Zen Social Design: Expression, Experience, and Horizon Fusion

Expression

Communication is the foundation of all social connection. Without it, civilization itself cannot exist. Expression and listening together constitute dialogue — and through different modes of expression, different kinds of relationship form.

Sky’s approach to expression is radically restrained. Before befriending someone, the only tools you have are a wordless call and a small set of gestures. It’s like two people meeting before language was invented, stripped of verbal signifiers, communicating purely through the body and emotional intuition.

This constraint produces something unexpected: the listener has to work harder to understand the speaker, and in doing so, reaches deeper into their meaning. Restricted expression, paradoxically, creates a more direct path to the heart.
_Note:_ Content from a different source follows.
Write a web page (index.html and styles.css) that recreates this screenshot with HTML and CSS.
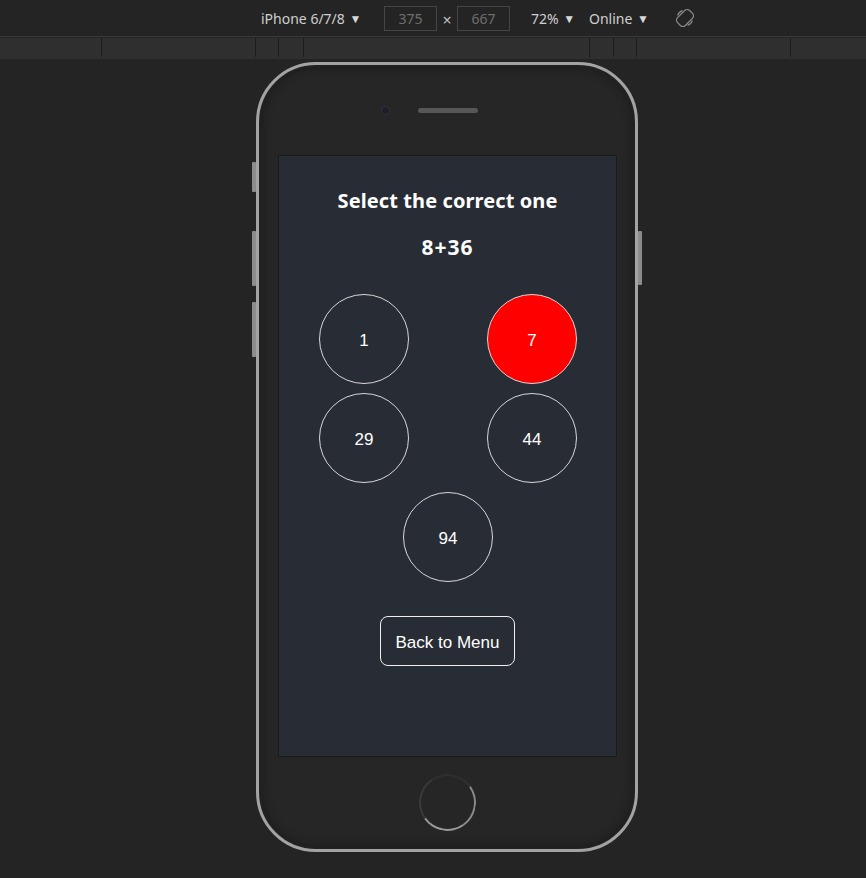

It calls to mind Mencius’s concept of tui en — “extending goodwill outward” — because genuine communication under these conditions requires the kind of person who is naturally curious about and caring toward others.

This design thread runs through all of Jenova Chen’s work. In Flower and Journey, characters are also wordless. The limitation doesn’t constrain the player’s imagination — it liberates it. This is the Zen of the game’s social design.

The Tower of Babel story tells us that God confused human languages to prevent cooperation. But language was never the only medium for connection. Sky reminds us that there are countless ways to close the distance between two people.

Experience

Dilthey’s life aesthetics is organized around three concepts: Ausdruck (expression), Erlebnis (lived experience), and Verstehen (understanding). Gadamer, as the founder of hermeneutical aesthetics, placed experience at the center of aesthetic meaning — arguing that its temporality and practicality reveal the unity of life’s immediate and historical significance.

Games, as the ninth art, guide players through narrative experience and empathetic understanding, helping them recognize culture as an expression of life. To understand what a game is communicating, you have to go back and experience it again. Understanding emerges through experience — not by thinking about it from the outside.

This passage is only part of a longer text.